Es gibt heute weniger Chancengleichheit in den
USA als in Europa oder gar in jedem anderen fortgeschrittenen Land. Dies ist
einer der Gründe dafür, dass Amerika den höchsten Grad an Ungleichheit hat,
schreibt Joseph Stiglitz in einem lesenswerten
Artikel („The Price of Inequality“) in
Project Syndicate.
Es wäre eine Sache, wenn die hohen Einkommen an
der Spitze das Ergebnis von mehr Beiträgen für die Gesellschaft wären.
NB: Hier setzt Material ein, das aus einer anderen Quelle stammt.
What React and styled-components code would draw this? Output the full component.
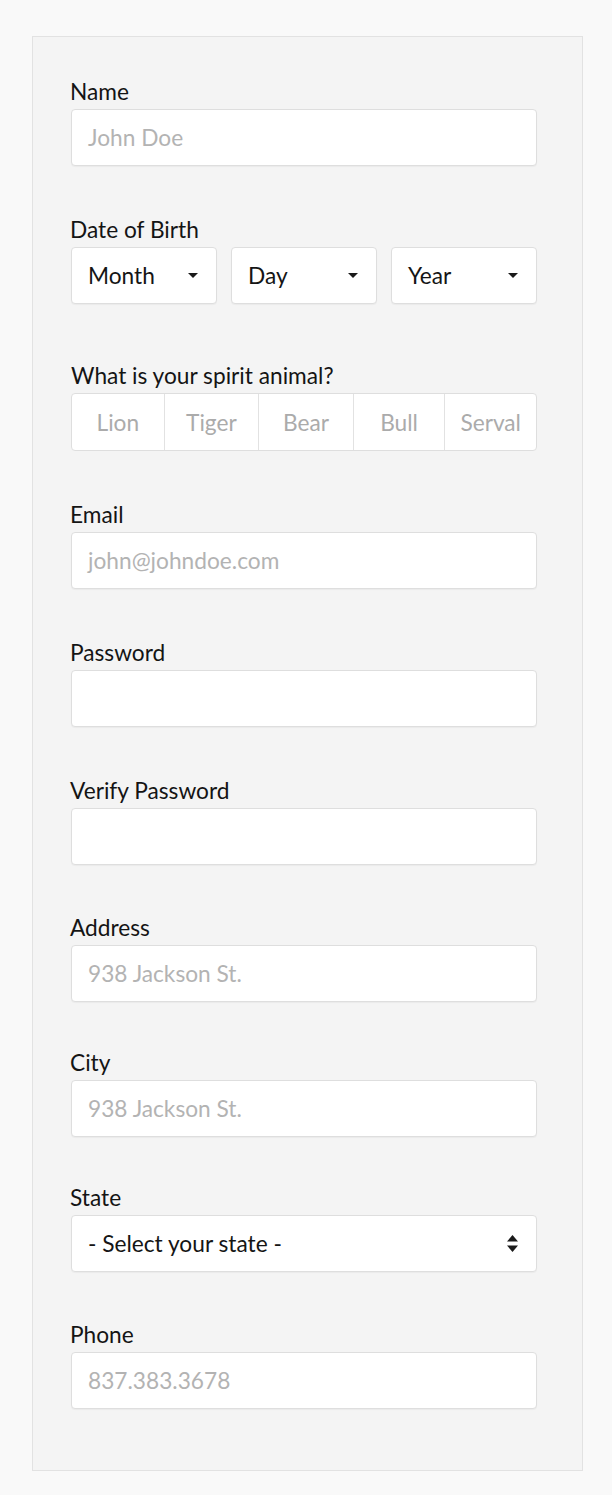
import React from "react";
import styled, { createGlobalStyle } from "styled-components";

const Global = createGlobalStyle`
  html, body { margin: 0; padding: 0; background: #f9f9f9; }
  body { font-family: Lato, "Open Sans", sans-serif; color: #151515; }
  * { box-sizing: border-box; }
`;

const Page = styled.div`
  padding: 36px 29px 25px 32px;
`;

const Card = styled.form`
  background: #f4f4f4;
  border: 1px solid #e2e2e2;
  padding: 41px 45px 61px 37px;
  display: flex;
  flex-direction: column;
`;

const Field = styled.div`
  display: flex;
  flex-direction: column;
  margin-top: ${(p) => p.$gap || 0}px;
`;

const Label = styled.label`
  font-size: 22.7px;
  line-height: 27px;
  margin-bottom: 4px;
  padding-left: ${(p) => (p.$indent ? "1px" : "0")};
  color: #141414;
`;

const Box = styled.div`
  height: 57px;
  background: #fff;
  border: 1px solid #dedede;
  border-radius: 4px;
  box-shadow: 0 1px 1px rgba(0, 0, 0, 0.04);
  margin-left: 1px;
  display: flex;
  align-items: center;
  padding: 0 16px;
  font-size: 22.7px;
  color: ${(p) => (p.$placeholder ? "#b3b3b3" : "#151515")};
`;

const Row = styled.div`
  display: grid;
  grid-template-columns: repeat(3, 1fr);
  gap: 14px;
  margin-left: 1px;
`;

const SelectBox = styled(Box)`
  margin-left: ${(p) => (p.$inRow ? "0" : "1px")};
  justify-content: space-between;
  padding: 0 18px 0 16px;
`;

const Segmented = styled.div`
  height: 58px;
  margin-left: 1px;
  background: #fff;
  border: 1px solid #dedede;
  border-radius: 4px;
  display: grid;
  grid-template-columns: 92fr 95fr 95fr 92fr 92fr;
`;

const Segment = styled.div`
  display: flex;
  align-items: center;
  justify-content: center;
  font-size: 22.7px;
  color: #ababab;
  border-left: ${(p) => (p.$first ? "none" : "1px solid #e2e2e2")};
`;

const Caret = () => (
  <svg width="10" height="5" viewBox="0 0 10 5">
    <path d="M0 0 L10 0 L5 5 Z" fill="#1a1a1a" />
  </svg>
);

const UpDown = () => (
  <svg width="11" height="17" viewBox="0 0 11 17">
    <path d="M5.5 0 L11 6.5 L0 6.5 Z" fill="#1a1a1a" />
    <path d="M0 10.5 L11 10.5 L5.5 17 Z" fill="#1a1a1a" />
  </svg>
);

const TextField = ({ label, placeholder, gap }) => (
  <Field $gap={gap}>
    <Label>{label}</Label>
    <Box $placeholder={!!placeholder}>{placeholder || ""}</Box>
  </Field>
);

export default function App() {
  return (
    <>
      <Global />
      <Page>
        <Card>
          <TextField label="Name" placeholder="John Doe" />
          <Field $gap={50}>
            <Label>Date of Birth</Label>
            <Row>
              {["Month", "Day", "Year"].map((t) => (
                <SelectBox key={t} $inRow>
                  <span>{t}</span>
                  <Caret />
                </SelectBox>
              ))}
            </Row>
          </Field>
          <Field $gap={58}>
            <Label $indent>What is your spirit animal?</Label>
            <Segmented>
              {["Lion", "Tiger", "Bear", "Bull", "Serval"].map((t, i) => (
                <Segment key={t} $first={i === 0}>
                  {t}
                </Segment>
              ))}
            </Segmented>
          </Field>
          <TextField gap={50} label="Email" placeholder="john@johndoe.com" />
          <TextField gap={50} label="Password" />
          <TextField gap={50} label="Verify Password" />
          <TextField gap={49} label="Address" placeholder="938 Jackson St." />
          <TextField gap={47} label="City" placeholder="938 Jackson St." />
          <Field $gap={47}>
            <Label>State</Label>
            <SelectBox>
              <span>- Select your state -</span>
              <UpDown />
            </SelectBox>
          </Field>
          <TextField gap={49} label="Phone" placeholder="837.383.3678" />
        </Card>
      </Page>
    </>
  );
}
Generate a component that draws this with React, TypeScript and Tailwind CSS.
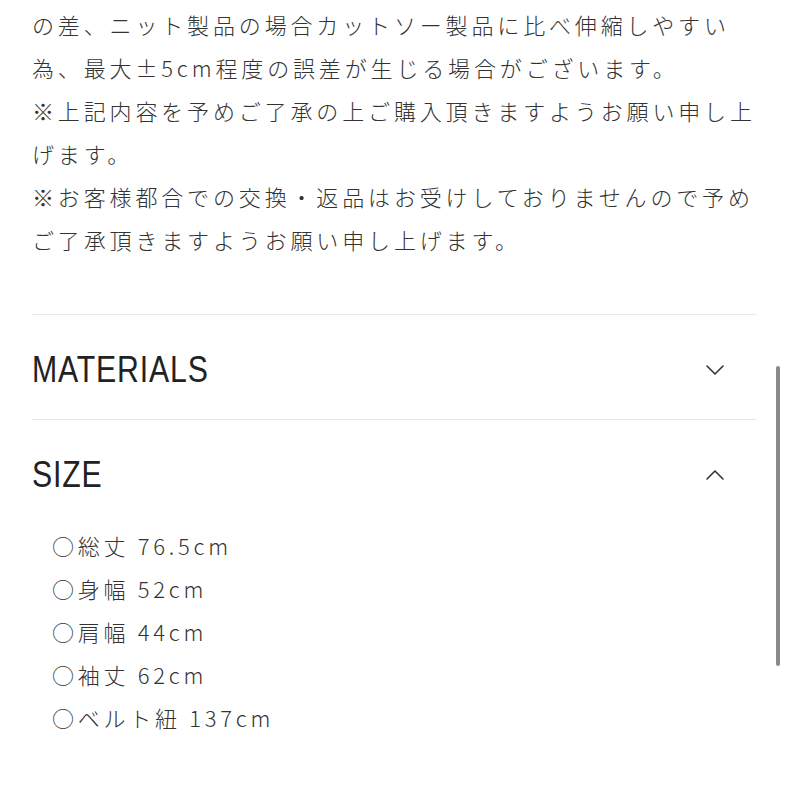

Aber die
Grosse Rezession hat gezeigt, dass selbst Banker, die die Weltwirtschaft
genauso wie ihre eigenen Unternehmen an den Rand Ruins geführt haben,
übermässige Boni bekommen, hebt der an der Columbia
University lehrende Wirtschaftsprofessor hervor.
Ein genauer Blick auf die da oben zeigt, dass das
rent-seeking eine unverhältnismässig
grosse Rolle spielt: einige haben ihren Reichtum durch die Ausübung von
Monopolmacht erhalten, andere sind CEOs, die die Unzulänglichkeiten im Zusammenhang
mit der Corporate Governance ausgenutzt
haben, um sich selbst einen übermässigen Anteil an Unternehmensgewinnen
herauszuziehen. Und wieder andere haben politische Verbindungen verwendet, um
entweder von zu hohen Preisen für das, was der Staat kauft (Medikamente) oder
von zu niedrigen Preisen für das, was der Staat verkauft (Schürfrechte) zu
profitieren, legt der Träger des Wirtschaftsnobelpreises (2001) dar.
Ebenso stammt ein Teil des Reichtums derjenigen
im Finanzwesen aus der Ausbeutung der Armen, durch räuberische Kreditvergabe
und missbräuchliche Praktiken im Kreditkartengeschäft.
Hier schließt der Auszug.